■ Problem to work on ■
Find the lines with "that" in them and copy them out.

■ Entries provided ■
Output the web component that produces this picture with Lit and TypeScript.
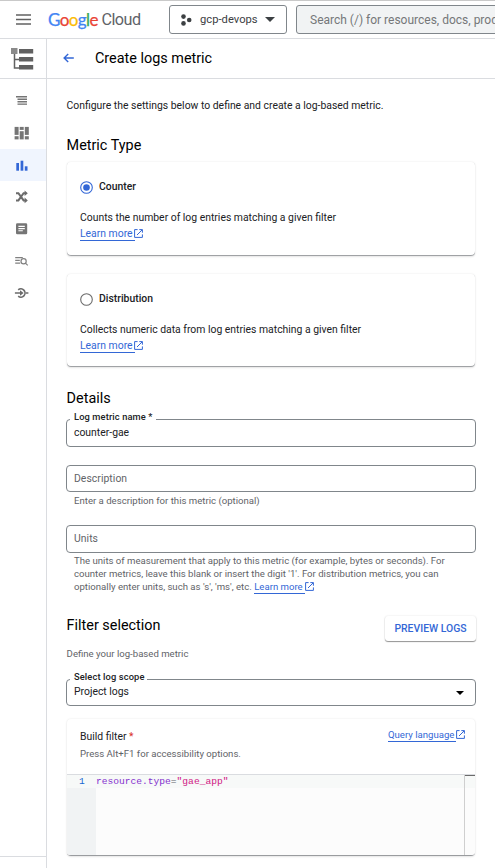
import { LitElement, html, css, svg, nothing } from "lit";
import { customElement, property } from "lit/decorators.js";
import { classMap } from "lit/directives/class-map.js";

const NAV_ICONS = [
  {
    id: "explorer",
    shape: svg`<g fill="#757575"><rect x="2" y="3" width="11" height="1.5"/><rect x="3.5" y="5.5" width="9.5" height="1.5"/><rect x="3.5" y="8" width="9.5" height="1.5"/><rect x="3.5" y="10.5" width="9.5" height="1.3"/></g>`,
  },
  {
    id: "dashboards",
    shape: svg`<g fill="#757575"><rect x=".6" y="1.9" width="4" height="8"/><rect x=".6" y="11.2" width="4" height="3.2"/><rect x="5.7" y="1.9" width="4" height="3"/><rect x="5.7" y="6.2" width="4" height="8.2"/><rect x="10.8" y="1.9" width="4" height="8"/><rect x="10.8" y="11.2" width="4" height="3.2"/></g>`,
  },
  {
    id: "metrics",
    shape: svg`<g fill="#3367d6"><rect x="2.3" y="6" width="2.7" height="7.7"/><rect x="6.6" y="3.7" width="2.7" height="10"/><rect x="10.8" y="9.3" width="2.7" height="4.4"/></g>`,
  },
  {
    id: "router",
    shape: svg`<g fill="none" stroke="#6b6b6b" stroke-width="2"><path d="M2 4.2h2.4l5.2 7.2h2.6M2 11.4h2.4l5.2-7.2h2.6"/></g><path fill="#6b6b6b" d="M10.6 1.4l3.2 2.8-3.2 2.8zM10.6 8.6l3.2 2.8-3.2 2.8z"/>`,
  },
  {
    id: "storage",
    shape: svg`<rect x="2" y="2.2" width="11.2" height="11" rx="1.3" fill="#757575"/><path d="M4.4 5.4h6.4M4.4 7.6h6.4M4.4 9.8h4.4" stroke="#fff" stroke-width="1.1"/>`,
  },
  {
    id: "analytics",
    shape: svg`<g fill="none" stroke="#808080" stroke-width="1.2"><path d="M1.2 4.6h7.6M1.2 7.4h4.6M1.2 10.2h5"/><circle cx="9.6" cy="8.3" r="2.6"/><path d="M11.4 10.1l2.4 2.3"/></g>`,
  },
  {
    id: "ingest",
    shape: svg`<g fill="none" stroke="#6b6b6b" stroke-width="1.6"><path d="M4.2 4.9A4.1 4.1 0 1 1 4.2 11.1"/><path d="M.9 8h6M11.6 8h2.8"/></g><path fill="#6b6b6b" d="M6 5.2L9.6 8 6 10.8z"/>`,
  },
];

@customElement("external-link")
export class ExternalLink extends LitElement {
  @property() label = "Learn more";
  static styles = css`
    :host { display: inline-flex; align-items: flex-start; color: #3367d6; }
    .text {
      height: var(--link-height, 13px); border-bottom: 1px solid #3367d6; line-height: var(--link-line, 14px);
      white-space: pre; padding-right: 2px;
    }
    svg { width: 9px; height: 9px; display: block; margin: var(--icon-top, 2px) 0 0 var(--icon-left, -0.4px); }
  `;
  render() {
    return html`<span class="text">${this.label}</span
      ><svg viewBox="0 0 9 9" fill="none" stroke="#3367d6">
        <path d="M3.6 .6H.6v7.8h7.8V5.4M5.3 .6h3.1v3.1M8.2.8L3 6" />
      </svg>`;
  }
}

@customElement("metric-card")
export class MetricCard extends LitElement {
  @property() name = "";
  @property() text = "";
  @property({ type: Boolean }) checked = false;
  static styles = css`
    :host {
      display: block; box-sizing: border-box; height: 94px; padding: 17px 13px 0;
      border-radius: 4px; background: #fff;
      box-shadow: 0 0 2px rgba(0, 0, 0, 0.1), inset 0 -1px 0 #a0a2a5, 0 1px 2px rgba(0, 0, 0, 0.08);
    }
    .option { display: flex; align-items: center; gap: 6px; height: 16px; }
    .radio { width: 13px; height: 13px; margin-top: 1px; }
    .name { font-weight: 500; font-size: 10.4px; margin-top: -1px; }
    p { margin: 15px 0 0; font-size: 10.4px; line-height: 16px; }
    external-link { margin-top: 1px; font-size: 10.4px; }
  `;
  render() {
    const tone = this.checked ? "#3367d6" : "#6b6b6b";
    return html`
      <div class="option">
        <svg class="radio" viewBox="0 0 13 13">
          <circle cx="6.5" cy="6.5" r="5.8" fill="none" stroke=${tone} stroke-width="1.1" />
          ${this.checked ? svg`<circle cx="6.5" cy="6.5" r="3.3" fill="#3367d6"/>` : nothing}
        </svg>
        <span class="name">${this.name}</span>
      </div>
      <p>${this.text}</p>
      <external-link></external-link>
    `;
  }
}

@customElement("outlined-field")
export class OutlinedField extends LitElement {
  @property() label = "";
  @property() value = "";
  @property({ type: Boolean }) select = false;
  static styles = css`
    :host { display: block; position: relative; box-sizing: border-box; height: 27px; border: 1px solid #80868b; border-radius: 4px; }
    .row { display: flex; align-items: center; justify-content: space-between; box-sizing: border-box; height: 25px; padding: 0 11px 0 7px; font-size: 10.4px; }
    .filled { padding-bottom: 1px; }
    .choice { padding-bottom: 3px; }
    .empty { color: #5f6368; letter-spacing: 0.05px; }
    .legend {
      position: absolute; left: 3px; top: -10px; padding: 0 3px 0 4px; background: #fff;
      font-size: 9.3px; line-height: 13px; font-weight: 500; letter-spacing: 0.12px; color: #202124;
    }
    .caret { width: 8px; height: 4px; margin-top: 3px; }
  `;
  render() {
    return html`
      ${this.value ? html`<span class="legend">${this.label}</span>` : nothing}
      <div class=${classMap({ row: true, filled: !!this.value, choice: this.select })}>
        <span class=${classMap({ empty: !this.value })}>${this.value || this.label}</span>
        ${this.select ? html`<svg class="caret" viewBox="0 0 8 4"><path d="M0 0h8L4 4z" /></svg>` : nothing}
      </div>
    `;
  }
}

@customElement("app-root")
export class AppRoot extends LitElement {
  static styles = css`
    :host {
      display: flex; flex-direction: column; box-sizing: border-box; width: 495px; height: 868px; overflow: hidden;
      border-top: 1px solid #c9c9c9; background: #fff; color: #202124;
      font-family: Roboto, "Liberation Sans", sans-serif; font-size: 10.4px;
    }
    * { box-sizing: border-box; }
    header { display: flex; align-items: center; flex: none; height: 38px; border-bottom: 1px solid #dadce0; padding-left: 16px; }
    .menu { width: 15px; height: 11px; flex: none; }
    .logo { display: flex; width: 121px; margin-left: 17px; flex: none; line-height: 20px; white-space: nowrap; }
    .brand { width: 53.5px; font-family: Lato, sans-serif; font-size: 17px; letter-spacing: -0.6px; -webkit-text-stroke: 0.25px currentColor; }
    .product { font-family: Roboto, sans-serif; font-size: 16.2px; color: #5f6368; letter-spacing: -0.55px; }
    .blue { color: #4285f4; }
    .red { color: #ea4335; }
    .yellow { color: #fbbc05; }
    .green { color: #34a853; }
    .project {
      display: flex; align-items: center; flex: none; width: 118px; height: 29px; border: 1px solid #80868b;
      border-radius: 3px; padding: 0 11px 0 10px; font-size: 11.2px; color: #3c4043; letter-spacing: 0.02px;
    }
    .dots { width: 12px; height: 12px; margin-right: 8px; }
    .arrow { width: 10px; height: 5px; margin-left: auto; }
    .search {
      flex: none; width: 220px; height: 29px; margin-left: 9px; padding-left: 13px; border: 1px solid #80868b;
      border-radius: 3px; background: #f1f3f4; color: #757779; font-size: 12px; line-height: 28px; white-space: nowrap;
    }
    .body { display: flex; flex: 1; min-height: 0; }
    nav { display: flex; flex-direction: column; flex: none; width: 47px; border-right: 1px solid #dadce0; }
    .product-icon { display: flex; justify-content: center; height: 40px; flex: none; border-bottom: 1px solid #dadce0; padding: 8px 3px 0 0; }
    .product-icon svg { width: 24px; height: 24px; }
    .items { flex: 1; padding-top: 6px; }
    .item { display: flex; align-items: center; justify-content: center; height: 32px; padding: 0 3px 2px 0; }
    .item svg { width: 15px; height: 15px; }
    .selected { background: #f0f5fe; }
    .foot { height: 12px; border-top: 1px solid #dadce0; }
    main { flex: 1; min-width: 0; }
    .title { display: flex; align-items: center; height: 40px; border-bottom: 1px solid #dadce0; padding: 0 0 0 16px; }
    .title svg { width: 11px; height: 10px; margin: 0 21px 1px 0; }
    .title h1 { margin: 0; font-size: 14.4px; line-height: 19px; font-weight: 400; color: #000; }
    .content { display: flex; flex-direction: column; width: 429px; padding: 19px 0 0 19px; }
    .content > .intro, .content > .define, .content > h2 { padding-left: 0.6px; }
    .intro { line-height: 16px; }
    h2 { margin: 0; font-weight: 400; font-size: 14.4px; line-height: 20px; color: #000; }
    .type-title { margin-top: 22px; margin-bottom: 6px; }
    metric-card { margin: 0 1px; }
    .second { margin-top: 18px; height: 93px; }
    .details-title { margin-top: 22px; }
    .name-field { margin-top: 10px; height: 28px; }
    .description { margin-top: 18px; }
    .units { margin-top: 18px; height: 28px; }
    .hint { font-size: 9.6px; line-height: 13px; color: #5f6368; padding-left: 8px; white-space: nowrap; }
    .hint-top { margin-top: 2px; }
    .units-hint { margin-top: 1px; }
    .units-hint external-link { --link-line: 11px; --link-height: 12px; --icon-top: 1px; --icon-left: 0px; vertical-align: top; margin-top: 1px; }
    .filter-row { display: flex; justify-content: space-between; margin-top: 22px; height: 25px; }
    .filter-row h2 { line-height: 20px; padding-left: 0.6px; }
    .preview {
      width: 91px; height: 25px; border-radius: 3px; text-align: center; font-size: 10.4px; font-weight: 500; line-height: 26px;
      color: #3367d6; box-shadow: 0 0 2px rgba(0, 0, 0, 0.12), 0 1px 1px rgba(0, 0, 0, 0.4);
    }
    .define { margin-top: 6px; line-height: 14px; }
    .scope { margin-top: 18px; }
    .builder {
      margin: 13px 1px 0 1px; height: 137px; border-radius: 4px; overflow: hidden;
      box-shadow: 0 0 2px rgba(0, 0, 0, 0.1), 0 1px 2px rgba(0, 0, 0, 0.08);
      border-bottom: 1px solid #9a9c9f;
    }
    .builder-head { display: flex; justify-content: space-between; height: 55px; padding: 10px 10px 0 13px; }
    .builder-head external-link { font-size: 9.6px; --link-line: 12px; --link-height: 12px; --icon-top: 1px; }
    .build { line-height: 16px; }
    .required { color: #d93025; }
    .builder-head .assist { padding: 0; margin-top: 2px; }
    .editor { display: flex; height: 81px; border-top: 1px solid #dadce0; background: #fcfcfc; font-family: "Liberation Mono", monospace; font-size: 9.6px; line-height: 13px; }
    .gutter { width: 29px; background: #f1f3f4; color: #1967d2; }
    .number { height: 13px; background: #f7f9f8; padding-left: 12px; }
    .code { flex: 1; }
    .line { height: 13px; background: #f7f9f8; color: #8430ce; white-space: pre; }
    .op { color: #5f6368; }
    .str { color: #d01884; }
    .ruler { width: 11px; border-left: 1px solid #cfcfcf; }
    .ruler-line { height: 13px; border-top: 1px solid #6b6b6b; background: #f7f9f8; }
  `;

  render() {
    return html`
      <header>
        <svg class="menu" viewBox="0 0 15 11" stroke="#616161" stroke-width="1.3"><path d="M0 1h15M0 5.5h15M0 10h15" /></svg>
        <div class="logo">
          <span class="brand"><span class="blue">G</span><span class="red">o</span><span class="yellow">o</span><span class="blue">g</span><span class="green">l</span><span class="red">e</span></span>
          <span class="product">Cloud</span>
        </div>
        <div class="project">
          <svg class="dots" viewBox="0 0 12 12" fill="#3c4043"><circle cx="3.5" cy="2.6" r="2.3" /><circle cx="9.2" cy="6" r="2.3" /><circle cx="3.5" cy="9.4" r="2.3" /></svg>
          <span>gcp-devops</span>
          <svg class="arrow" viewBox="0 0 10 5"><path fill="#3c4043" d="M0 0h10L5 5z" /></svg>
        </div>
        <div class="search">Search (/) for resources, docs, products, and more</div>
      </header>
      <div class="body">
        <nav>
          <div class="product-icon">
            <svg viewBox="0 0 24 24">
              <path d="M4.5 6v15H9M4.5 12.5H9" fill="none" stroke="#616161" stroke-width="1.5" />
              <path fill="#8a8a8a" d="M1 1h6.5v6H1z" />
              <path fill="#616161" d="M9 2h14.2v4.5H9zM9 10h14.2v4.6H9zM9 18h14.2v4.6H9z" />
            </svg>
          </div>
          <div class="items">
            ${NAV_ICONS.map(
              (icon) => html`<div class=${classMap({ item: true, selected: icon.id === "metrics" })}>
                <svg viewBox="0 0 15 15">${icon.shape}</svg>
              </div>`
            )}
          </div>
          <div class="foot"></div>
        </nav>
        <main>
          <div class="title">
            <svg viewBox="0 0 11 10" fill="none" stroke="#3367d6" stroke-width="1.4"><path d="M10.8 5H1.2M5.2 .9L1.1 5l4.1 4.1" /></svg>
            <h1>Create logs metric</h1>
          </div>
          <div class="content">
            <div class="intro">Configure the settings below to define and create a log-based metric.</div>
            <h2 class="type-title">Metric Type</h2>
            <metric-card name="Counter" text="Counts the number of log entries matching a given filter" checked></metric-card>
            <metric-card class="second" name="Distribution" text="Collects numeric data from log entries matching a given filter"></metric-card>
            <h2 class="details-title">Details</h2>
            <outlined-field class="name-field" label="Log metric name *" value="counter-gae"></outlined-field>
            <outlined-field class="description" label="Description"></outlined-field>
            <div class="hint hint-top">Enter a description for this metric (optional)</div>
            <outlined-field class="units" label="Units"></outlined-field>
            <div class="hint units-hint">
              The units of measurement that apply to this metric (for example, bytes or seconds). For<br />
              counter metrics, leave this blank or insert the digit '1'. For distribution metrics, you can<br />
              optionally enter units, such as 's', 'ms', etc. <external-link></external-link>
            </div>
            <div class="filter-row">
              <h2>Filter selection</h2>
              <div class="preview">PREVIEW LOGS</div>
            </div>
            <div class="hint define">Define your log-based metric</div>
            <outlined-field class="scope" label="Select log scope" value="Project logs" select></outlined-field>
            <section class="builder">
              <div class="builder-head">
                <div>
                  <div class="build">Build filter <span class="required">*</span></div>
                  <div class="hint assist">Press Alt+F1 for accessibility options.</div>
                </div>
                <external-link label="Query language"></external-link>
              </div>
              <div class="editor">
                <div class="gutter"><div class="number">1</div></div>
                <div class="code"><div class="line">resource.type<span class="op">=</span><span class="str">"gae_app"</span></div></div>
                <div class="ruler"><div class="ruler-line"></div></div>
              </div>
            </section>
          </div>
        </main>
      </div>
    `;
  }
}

==

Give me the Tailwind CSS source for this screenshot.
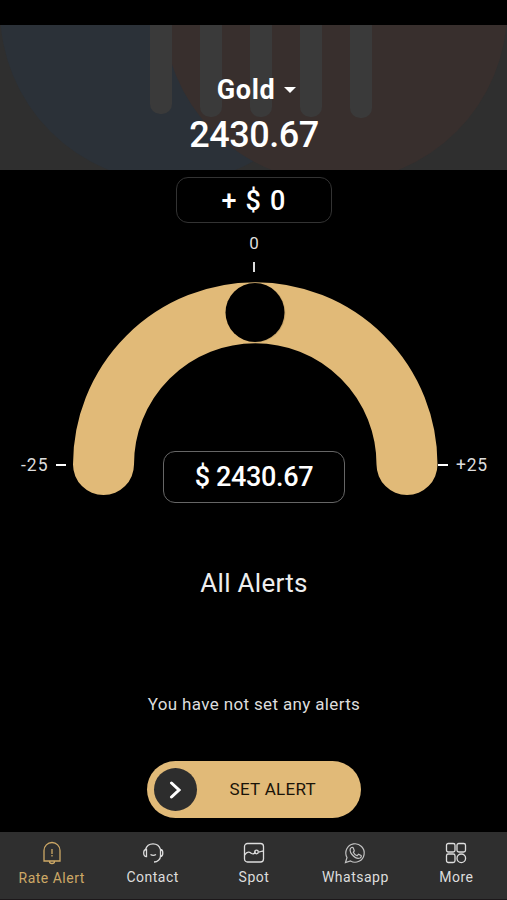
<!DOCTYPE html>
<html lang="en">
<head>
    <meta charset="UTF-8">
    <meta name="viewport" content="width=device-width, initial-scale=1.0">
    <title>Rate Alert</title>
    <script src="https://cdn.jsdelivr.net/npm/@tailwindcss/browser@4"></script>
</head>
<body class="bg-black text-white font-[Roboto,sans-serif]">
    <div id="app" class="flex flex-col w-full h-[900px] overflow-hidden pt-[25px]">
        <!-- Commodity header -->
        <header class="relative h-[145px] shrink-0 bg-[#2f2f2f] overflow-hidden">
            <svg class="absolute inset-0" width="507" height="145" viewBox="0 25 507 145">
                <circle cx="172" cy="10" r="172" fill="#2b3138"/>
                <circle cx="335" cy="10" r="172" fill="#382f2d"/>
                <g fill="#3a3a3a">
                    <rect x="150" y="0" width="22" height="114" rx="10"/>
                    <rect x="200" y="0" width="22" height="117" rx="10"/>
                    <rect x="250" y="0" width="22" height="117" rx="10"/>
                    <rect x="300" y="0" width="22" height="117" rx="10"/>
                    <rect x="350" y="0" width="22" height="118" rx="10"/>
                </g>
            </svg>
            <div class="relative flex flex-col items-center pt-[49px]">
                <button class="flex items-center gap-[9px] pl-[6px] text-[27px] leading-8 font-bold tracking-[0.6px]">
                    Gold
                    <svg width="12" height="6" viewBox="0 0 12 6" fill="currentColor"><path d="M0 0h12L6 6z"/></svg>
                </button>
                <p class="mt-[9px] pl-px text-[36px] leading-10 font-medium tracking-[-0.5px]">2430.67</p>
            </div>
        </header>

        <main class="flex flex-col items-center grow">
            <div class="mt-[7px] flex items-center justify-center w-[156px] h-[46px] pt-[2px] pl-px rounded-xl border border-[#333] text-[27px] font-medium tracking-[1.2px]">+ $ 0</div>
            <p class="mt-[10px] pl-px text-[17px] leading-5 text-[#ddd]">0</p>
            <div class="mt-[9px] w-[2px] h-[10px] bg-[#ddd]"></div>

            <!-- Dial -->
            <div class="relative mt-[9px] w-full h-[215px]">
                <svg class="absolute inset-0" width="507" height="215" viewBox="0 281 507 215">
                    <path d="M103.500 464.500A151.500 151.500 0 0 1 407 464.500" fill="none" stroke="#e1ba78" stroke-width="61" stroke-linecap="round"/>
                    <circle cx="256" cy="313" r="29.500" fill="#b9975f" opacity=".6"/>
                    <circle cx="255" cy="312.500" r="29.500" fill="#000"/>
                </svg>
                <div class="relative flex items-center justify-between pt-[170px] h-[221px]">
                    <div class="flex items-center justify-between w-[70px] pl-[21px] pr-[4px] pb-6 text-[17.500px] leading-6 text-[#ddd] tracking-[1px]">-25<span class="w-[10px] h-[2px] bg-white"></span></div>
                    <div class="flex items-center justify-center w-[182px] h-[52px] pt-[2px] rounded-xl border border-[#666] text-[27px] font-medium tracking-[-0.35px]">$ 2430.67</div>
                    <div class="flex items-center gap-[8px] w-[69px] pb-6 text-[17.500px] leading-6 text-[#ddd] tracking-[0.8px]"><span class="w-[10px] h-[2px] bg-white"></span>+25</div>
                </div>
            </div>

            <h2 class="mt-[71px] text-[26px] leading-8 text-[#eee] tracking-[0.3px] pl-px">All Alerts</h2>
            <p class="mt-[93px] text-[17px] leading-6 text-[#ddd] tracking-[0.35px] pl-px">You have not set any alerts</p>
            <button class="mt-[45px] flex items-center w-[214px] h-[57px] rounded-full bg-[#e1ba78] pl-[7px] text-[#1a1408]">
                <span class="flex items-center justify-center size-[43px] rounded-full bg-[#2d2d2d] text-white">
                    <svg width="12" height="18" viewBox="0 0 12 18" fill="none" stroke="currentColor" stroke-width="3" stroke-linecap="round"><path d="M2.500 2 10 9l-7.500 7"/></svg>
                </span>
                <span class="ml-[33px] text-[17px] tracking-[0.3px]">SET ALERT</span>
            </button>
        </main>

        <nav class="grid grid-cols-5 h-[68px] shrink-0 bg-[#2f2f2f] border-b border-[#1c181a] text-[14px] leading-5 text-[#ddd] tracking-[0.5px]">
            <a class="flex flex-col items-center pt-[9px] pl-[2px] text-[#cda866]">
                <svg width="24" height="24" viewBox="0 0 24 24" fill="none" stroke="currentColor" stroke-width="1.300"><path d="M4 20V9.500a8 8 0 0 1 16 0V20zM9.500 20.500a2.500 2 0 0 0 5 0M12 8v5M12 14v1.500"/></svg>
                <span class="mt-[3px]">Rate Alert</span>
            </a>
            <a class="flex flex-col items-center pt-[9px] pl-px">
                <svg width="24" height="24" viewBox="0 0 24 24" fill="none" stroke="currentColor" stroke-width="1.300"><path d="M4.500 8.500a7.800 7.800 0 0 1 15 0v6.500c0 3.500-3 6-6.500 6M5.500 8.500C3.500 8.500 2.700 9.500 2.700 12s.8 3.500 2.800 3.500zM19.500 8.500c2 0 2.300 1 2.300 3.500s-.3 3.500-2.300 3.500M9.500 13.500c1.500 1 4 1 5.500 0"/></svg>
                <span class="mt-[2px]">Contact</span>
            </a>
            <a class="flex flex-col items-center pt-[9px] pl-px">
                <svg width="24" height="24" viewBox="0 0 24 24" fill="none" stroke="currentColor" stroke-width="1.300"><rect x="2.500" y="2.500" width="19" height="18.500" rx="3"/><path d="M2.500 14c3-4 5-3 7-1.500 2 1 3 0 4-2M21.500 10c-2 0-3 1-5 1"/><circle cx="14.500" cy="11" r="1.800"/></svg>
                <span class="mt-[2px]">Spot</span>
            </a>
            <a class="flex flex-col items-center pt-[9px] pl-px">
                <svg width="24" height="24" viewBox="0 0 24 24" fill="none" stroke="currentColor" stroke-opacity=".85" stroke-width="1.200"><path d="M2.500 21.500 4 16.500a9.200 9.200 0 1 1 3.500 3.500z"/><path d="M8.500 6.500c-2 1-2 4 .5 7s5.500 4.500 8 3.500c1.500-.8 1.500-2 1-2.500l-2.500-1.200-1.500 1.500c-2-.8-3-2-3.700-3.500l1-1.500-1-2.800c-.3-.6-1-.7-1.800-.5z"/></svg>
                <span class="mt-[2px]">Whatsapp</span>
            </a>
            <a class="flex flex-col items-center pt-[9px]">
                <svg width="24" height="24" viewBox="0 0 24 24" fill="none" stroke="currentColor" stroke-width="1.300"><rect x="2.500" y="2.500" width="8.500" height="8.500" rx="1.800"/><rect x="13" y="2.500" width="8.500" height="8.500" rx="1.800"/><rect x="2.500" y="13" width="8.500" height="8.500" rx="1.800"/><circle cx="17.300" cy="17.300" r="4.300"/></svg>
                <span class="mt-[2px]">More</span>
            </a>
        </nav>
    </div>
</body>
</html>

■ Solution to this task ■
Output the web component that produces this picture with Lit and TypeScript.
              The units of measurement that apply to this metric (for example, bytes or seconds). For<br />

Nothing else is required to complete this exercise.